Update: As I was writing this, another House Republican, Rep. Bob Good, condemned efforts to mandate diversity and inclusion initiatives in the military. According to a CBS News reporter, the Virginia congressman referenced “white nationalism,” adding, “whatever that is.”
So efforts to prevent voter fraud in Florida and criticisms of race-based military recruitment when it’s a clear failure are evidence that Republicans don’t deserve black support.
And amid all of the folderol over Crane’s supposedly injudicious use of the unacceptable slur “colored people,” there has been absolutely zero mention of the fact that one of the leading organizations in this new push to demonize Republican politicians for their “repugnant” racism has a house made entirely of glass.
For example, back home in Arizona, a prominent political figure named Charles Fanniel attacked Crane. “Shame on him,” said Fanniel. He noted that in “this day and time when race relations are so fragile right now and there’s so much division and hatred,” we simply cannot have white Republicans talking about “colored people.”
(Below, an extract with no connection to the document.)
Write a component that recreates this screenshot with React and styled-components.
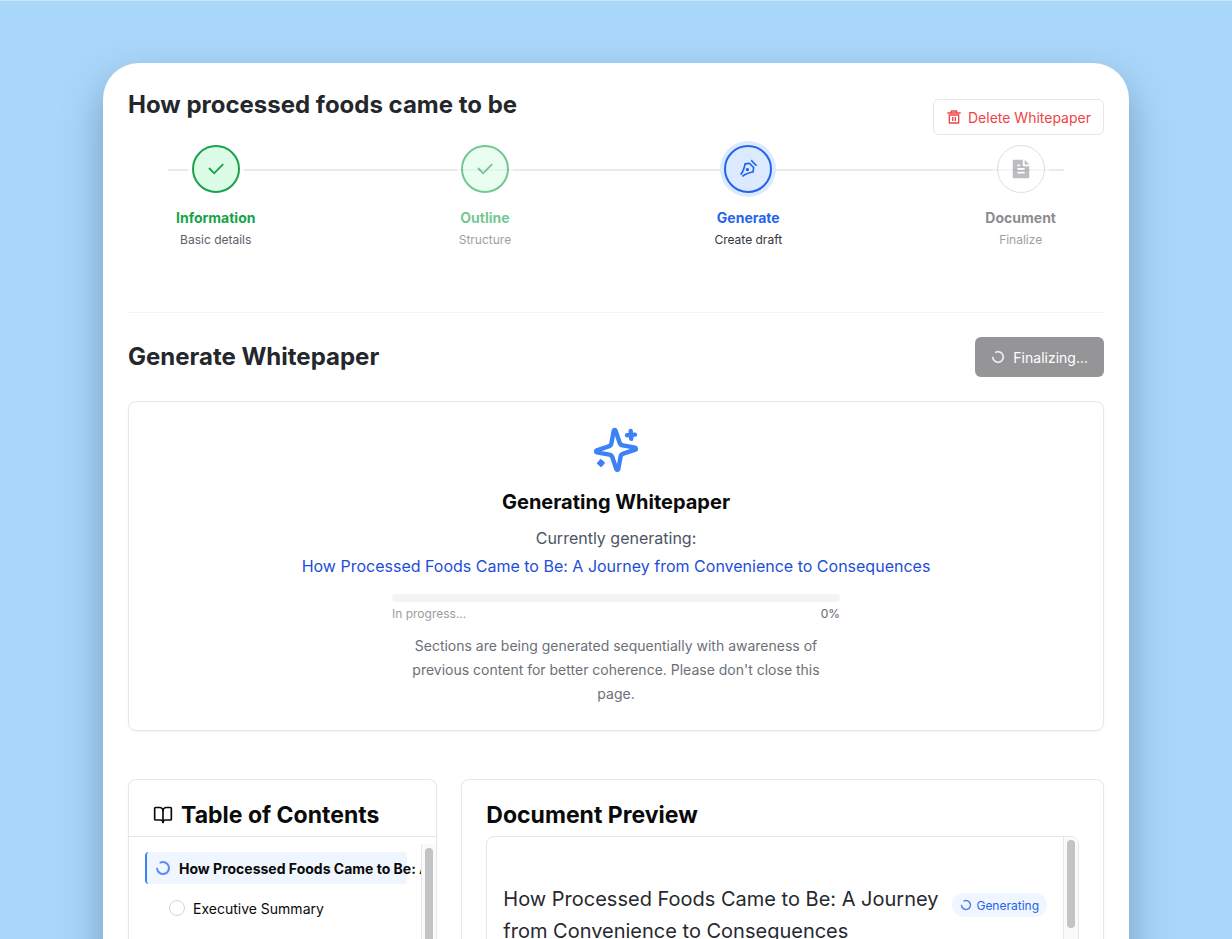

“You know, when you get young people like him, especially an elected official … this same type of ideology and mindset is certainly frightening,” said Fanniel. “It’s not welcoming, you know, it’s just like you’re still stuck in yesteryear.”
You may not have heard of Fanniel, but he’s well known in Arizona. He’s the president of the Arizona state conference of a very prominent organization. You might have heard of it. It’s called the National Association for the Advancement of … Colored People.
Seems as though that organization might need a new name. The National Association of Unintended Ironies, perhaps. Or the National Cognitive Dissonance League. Or even the National It’s Fine When We Do It Association.
Perhaps even more descriptive: the National Race-Obsessed Association.
Any way you slice it, none of this stuff is legitimate. Screaming racism over the use of language parsed in ways designed to stifle discussion and enable the howlers and race-baiters is textbook bad faith.
And it is far too late in the day for us to tolerate that. Enough already.